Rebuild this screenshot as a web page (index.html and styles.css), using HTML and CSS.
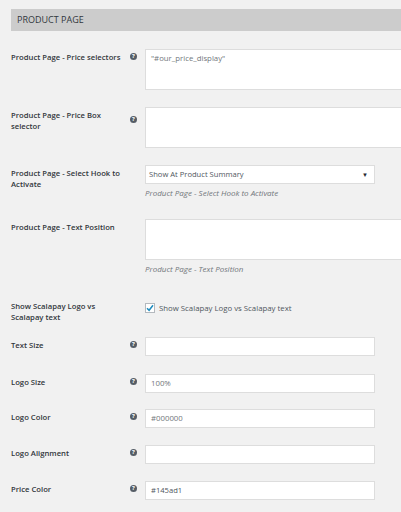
FILE: index.html
```html
<!DOCTYPE html>
<html>
<head>
<meta charset="utf-8">
<link rel="stylesheet" href="styles.css">
</head>
<body>
<div class="page">
  <div class="header">PRODUCT PAGE</div>

  <div class="row r1">
    <div class="lab"><span class="txt">Product Page - Price selectors</span><span class="help">?</span></div>
    <div class="field"><div class="area"><span class="val">"#our_price_display"</span></div></div>
  </div>

  <div class="row r2">
    <div class="lab"><span class="txt">Product Page - Price Box selector</span><span class="help">?</span></div>
    <div class="field"><div class="area"></div></div>
  </div>

  <div class="row r3">
    <div class="lab"><span class="txt">Product Page - Select Hook to Activate</span></div>
    <div class="field">
      <div class="select"><span class="val dark">Show At Product Summary</span><span class="arrow">▼</span></div>
      <div class="desc">Product Page - Select Hook to Activate</div>
    </div>
  </div>

  <div class="row r4">
    <div class="lab"><span class="txt">Product Page - Text Position</span></div>
    <div class="field">
      <div class="area"></div>
      <div class="desc">Product Page - Text Position</div>
    </div>
  </div>

  <div class="row r5">
    <div class="lab"><span class="txt">Show Scalapay Logo vs Scalapay text</span></div>
    <div class="field check">
      <span class="box"><svg width="8" height="8" viewBox="0 0 8 8"><path d="M1 4.2 L3.1 6.3 L7 1.2" fill="none" stroke="#1e8cbe" stroke-width="1.5"/></svg></span>
      <span class="ctext">Show Scalapay Logo vs Scalapay text</span>
    </div>
  </div>

  <div class="row r6">
    <div class="lab"><span class="txt">Text Size</span><span class="help">?</span></div>
    <div class="field"><div class="input"></div></div>
  </div>

  <div class="row r7">
    <div class="lab"><span class="txt">Logo Size</span><span class="help">?</span></div>
    <div class="field"><div class="input"><span class="val">100%</span></div></div>
  </div>

  <div class="row r8">
    <div class="lab"><span class="txt">Logo Color</span><span class="help">?</span></div>
    <div class="field"><div class="input"><span class="val">#000000</span></div></div>
  </div>

  <div class="row r9">
    <div class="lab"><span class="txt">Logo Alignment</span><span class="help">?</span></div>
    <div class="field"><div class="input"></div></div>
  </div>

  <div class="row r10">
    <div class="lab"><span class="txt">Price Color</span><span class="help">?</span></div>
    <div class="field"><div class="input"><span class="val dark">#145ad1</span></div></div>
  </div>
</div>
</body>
</html>
```

FILE: styles.css
```css
html, body {
  margin: 0;
  padding: 0;
  background: #f1f1f1;
  overflow: hidden;
  width: 401px;
  height: 512px;
}
body {
  font-family: "Open Sans", "Liberation Sans", sans-serif;
  color: #23282d;
}
.page {
  padding: 9px 0 0 11px;
}
.header {
  background: #cccccc;
  height: 22px;
  line-height: 22px;
  padding-left: 6px;
  font-size: 9px;
  color: #32373c;
}
.row {
  display: flex;
  align-items: flex-start;
}
.lab {
  width: 134px;
  flex: none;
  display: flex;
  align-items: center;
  padding-top: 3px;
}
.txt {
  width: 118px;
  flex: none;
  font-size: 7.7px;
  font-weight: 600;
  line-height: 10.5px;
  color: #32373c;
}
.help {
  flex: none;
  width: 7px;
  height: 7px;
  border-radius: 50%;
  background: #555d66;
  color: #fff;
  font-size: 6px;
  font-weight: 700;
  line-height: 7px;
  text-align: center;
  margin-left: 1px;
  margin-top: -2px;
}
.field {
  flex: none;
}
.area {
  width: 270px;
  height: 41px;
  background: #fff;
  border: 1px solid #dddddd;
  box-sizing: border-box;
  padding: 2px 5px;
  font-size: 8px;
  line-height: 11px;
}
.input {
  width: 230px;
  height: 19px;
  background: #fff;
  border: 1px solid #dddddd;
  box-sizing: border-box;
  padding: 0 5px;
  display: flex;
  align-items: center;
}
.select {
  width: 230px;
  height: 19px;
  background: #fff;
  border: 1px solid #dddddd;
  box-sizing: border-box;
  padding: 0 3px 0 3px;
  display: flex;
  align-items: center;
  justify-content: space-between;
}
.val {
  font-size: 7.8px;
  color: #72777c;
  line-height: 11px;
}
.val.dark {
  color: #50575e;
  font-size: 7.6px;
}
.arrow {
  font-size: 6px;
  color: #23282d;
  margin-right: 3px;
}
.desc {
  font-size: 8px;
  font-style: italic;
  color: #72777c;
  margin-top: 3px;
  line-height: 11px;
}
.check {
  display: flex;
  align-items: center;
  padding-top: 5px;
}
.box {
  width: 10px;
  height: 10px;
  border: 1px solid #b4b9be;
  background: #fff;
  box-sizing: border-box;
  display: flex;
  align-items: center;
  justify-content: center;
  margin-right: 4px;
}
.ctext {
  font-size: 7.8px;
  color: #50575e;
}
.r1 { margin-top: 18px; }
.r2 { margin-top: 17px; }
.r3 { margin-top: 17px; }
.r4 { margin-top: 21px; }
.r5 { margin-top: 24px; }
.r6 { margin-top: 15px; }
.r7 { margin-top: 18px; }
.r8 { margin-top: 16px; }
.r9 { margin-top: 17px; }
.r10 { margin-top: 17px; }
```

Problem description: Go through the data above and find the lines with the word "styles". Copy each of those lines.

Problem solution:
Rebuild this screenshot as a web page (index.html and styles.css), using HTML and CSS.
<link rel="stylesheet" href="styles.css">
FILE: styles.css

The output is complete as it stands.